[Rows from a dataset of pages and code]
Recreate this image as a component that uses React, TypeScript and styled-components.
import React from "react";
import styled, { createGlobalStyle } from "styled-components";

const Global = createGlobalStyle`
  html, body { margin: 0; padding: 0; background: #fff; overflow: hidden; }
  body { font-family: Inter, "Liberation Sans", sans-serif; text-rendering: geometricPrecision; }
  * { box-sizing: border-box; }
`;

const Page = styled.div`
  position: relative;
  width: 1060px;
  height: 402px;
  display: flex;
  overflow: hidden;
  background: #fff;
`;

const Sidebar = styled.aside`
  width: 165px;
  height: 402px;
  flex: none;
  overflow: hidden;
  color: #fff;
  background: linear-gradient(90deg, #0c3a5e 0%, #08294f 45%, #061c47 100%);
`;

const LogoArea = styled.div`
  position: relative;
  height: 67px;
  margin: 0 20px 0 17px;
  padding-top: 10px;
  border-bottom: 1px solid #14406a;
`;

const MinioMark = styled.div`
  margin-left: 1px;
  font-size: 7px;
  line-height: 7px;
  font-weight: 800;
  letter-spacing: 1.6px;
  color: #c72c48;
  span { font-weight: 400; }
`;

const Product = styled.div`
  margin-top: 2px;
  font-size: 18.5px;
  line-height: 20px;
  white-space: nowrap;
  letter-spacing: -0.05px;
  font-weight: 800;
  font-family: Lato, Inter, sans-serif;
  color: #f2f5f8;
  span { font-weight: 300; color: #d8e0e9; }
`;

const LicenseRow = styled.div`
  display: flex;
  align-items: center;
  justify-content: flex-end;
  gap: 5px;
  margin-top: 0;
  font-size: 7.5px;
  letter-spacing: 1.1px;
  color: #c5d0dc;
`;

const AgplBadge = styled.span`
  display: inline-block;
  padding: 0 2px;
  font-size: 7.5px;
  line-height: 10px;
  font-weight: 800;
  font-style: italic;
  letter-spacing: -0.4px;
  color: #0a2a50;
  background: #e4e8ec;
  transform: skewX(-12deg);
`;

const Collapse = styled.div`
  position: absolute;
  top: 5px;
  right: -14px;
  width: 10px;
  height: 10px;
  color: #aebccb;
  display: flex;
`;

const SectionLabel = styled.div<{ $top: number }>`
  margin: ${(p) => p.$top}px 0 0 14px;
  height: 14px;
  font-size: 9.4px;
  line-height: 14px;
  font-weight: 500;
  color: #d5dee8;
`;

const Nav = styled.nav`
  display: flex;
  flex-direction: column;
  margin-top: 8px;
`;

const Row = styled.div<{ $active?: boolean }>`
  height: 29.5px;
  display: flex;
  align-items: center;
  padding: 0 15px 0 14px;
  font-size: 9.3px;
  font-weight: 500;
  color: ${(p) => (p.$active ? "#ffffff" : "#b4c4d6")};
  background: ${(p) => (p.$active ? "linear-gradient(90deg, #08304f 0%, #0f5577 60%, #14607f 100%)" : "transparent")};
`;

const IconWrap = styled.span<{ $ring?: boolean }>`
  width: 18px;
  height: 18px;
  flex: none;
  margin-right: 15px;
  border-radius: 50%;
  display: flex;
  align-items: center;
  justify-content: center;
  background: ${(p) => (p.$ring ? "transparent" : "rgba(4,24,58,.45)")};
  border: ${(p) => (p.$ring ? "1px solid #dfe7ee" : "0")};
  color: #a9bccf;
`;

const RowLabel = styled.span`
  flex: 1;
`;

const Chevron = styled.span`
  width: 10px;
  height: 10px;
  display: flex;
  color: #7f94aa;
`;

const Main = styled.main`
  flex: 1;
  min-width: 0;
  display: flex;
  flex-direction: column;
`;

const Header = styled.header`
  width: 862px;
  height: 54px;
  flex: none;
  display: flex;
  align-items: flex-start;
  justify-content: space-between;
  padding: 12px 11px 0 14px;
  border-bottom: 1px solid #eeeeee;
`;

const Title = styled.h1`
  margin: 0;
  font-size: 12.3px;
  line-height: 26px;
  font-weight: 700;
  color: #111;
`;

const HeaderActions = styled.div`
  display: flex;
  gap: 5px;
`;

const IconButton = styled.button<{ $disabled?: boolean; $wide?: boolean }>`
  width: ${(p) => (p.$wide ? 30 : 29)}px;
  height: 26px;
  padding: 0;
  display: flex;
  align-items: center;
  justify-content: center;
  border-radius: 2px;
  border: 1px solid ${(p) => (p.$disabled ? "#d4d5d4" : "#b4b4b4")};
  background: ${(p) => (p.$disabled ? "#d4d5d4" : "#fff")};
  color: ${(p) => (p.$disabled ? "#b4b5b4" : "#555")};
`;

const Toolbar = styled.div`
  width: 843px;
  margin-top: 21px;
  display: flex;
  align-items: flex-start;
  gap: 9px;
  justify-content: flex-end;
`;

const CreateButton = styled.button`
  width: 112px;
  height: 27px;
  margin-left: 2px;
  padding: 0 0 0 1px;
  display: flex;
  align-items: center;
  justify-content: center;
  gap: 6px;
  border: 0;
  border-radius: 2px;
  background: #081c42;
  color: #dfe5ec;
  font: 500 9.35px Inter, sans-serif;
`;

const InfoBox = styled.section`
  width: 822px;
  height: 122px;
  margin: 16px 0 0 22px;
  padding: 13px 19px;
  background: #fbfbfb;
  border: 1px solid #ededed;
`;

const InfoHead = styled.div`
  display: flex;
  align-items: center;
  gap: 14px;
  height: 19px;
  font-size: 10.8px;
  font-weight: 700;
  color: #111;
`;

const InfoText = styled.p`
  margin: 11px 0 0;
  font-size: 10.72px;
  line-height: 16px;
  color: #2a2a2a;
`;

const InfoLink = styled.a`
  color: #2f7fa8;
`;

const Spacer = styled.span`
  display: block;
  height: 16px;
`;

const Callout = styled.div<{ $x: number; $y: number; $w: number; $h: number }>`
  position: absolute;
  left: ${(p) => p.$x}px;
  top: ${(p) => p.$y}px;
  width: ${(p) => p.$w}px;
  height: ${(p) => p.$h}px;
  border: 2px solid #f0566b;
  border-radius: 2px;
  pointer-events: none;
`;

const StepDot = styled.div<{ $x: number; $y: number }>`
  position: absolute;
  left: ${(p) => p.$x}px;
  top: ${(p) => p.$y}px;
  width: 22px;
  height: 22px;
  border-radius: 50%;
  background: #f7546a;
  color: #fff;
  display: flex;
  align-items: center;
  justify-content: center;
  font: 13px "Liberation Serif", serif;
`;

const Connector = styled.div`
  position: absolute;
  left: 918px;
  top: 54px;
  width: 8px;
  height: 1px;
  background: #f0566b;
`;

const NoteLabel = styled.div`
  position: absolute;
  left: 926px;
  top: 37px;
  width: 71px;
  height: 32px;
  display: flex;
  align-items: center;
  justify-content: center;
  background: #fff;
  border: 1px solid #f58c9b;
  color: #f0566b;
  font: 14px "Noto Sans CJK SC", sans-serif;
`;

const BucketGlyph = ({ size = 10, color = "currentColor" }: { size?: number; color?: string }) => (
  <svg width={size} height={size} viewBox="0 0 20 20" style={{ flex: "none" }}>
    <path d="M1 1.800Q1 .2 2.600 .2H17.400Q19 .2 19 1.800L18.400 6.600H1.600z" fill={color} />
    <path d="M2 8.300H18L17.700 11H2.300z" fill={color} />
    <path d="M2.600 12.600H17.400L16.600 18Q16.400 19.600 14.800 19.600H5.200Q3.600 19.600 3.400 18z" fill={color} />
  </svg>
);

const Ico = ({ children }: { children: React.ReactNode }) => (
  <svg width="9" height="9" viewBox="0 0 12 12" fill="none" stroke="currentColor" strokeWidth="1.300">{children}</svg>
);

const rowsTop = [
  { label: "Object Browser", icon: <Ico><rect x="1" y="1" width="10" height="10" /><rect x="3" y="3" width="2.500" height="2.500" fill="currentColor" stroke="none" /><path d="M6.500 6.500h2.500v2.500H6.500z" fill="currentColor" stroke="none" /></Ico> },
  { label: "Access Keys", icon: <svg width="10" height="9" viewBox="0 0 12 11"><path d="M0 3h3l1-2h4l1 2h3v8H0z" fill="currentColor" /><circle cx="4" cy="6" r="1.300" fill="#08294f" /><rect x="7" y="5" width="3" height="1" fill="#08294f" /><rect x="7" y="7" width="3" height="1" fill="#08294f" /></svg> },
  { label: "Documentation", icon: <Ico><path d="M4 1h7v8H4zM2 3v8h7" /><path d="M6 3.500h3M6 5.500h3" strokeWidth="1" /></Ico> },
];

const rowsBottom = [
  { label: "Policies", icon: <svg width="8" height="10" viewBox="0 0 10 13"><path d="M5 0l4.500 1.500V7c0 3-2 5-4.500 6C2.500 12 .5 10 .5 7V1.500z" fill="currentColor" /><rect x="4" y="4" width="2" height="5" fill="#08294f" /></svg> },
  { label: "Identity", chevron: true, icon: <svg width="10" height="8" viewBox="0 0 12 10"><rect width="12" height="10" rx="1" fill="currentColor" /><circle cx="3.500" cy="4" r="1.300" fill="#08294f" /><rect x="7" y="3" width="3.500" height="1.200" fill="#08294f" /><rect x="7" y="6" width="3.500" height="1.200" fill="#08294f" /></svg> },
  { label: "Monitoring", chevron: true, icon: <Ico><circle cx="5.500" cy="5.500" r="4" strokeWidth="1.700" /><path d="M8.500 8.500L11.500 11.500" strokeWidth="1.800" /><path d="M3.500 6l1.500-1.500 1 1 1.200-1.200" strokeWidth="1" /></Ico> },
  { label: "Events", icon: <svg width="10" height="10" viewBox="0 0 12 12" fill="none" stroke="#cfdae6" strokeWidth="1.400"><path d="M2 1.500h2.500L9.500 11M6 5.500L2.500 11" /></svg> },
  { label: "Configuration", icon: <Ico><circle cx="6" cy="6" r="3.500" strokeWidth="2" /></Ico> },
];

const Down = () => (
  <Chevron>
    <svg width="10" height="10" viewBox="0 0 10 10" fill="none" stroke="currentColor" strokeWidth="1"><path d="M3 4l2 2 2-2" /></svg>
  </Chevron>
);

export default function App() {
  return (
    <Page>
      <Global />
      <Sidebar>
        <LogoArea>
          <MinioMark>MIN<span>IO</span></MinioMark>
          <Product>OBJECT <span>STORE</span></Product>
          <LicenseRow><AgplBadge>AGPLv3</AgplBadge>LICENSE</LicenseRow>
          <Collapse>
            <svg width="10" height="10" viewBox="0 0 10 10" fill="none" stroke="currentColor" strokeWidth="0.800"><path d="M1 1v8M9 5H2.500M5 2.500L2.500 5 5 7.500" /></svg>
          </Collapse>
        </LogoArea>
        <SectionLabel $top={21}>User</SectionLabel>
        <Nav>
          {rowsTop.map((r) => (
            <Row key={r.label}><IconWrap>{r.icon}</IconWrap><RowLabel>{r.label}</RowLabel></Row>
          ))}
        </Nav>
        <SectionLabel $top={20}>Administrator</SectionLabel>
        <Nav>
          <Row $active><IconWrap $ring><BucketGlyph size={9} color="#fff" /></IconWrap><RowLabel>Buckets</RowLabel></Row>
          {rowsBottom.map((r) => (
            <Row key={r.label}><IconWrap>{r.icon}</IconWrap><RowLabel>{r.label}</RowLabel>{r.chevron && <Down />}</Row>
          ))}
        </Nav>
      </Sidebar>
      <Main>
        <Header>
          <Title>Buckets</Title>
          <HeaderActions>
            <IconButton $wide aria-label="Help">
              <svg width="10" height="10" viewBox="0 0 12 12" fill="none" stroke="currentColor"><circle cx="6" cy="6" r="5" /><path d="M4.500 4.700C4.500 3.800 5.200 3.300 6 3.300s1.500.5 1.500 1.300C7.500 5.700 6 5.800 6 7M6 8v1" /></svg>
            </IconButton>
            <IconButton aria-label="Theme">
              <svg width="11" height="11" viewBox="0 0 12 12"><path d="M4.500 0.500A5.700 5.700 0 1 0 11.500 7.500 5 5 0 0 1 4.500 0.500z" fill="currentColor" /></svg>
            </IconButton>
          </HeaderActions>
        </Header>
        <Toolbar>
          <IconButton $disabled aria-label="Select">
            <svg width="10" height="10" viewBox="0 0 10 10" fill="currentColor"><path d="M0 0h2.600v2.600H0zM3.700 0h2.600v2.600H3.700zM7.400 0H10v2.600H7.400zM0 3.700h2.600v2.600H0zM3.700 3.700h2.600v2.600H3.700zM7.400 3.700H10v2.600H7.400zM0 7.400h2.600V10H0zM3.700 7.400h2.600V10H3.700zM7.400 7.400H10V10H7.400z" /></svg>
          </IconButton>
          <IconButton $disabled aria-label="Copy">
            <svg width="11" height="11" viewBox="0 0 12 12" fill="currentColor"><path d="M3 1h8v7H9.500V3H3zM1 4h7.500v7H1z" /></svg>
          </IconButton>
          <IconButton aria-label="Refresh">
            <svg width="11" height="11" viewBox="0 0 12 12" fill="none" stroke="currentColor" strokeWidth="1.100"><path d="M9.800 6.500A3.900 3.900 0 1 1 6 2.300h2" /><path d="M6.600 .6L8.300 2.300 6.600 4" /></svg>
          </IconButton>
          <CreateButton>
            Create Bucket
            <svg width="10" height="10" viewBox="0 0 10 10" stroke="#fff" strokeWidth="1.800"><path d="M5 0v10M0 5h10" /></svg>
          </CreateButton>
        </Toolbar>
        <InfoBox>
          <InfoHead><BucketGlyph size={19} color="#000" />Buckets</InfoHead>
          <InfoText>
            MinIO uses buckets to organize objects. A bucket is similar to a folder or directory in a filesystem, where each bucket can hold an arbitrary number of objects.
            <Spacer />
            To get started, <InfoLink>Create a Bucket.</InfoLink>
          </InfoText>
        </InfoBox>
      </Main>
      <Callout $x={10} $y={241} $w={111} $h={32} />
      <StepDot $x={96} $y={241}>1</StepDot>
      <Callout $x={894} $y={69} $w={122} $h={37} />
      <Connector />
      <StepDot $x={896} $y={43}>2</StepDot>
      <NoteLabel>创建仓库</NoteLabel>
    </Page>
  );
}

---

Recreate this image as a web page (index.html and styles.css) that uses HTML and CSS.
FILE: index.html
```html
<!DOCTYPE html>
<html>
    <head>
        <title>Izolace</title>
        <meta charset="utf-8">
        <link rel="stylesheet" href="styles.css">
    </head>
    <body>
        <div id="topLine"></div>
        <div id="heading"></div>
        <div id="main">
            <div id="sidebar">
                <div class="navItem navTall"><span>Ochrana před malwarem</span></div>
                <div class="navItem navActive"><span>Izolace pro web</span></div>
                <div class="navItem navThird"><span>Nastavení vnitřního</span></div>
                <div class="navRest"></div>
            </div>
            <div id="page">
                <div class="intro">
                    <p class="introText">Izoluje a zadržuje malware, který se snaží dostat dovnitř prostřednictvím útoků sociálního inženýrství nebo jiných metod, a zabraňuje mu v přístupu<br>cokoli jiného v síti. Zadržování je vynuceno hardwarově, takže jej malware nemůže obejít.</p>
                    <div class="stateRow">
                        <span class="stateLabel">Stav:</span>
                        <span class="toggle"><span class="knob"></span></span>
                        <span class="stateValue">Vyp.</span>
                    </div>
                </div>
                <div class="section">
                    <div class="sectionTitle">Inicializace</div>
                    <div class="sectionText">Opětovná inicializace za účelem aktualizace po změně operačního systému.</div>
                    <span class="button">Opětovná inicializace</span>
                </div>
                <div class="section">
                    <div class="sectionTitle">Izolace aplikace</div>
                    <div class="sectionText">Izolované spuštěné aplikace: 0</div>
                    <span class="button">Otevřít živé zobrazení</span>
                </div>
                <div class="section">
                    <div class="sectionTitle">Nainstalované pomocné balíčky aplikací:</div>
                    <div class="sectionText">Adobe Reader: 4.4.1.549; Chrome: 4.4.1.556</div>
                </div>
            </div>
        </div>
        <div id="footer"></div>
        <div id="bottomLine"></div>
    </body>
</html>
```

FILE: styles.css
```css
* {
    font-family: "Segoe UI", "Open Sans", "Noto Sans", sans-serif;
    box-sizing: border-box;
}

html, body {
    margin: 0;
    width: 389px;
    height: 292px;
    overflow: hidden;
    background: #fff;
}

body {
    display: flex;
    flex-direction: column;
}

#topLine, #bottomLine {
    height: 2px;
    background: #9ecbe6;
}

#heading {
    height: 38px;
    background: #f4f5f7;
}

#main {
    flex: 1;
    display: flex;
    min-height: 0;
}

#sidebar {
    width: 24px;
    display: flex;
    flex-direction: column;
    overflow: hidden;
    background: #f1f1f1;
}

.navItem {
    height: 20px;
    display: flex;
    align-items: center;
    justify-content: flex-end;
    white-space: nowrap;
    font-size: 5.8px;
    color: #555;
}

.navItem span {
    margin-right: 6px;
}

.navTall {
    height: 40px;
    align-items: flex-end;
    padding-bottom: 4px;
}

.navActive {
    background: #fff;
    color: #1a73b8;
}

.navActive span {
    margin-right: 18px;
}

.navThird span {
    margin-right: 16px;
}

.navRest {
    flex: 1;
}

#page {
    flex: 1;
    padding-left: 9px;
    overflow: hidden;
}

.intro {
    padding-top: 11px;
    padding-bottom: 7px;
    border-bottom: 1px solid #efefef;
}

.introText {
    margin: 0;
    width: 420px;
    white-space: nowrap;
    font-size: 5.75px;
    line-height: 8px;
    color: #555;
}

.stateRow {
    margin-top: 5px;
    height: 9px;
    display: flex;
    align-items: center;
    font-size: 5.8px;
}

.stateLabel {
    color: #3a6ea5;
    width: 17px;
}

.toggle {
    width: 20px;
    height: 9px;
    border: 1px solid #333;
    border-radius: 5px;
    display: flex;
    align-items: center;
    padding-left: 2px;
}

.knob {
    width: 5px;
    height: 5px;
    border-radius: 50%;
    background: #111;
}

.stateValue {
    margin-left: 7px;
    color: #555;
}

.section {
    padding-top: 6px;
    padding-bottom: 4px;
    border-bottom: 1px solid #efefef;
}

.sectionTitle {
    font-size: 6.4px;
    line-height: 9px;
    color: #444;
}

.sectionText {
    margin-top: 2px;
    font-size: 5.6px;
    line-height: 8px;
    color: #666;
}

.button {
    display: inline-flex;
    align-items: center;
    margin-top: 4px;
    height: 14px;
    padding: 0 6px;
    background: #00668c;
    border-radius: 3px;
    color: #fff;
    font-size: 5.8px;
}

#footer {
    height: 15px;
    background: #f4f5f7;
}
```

What you should do = The answer is one number: how many lines of the material above contain "Recreate".

Exercise result = 2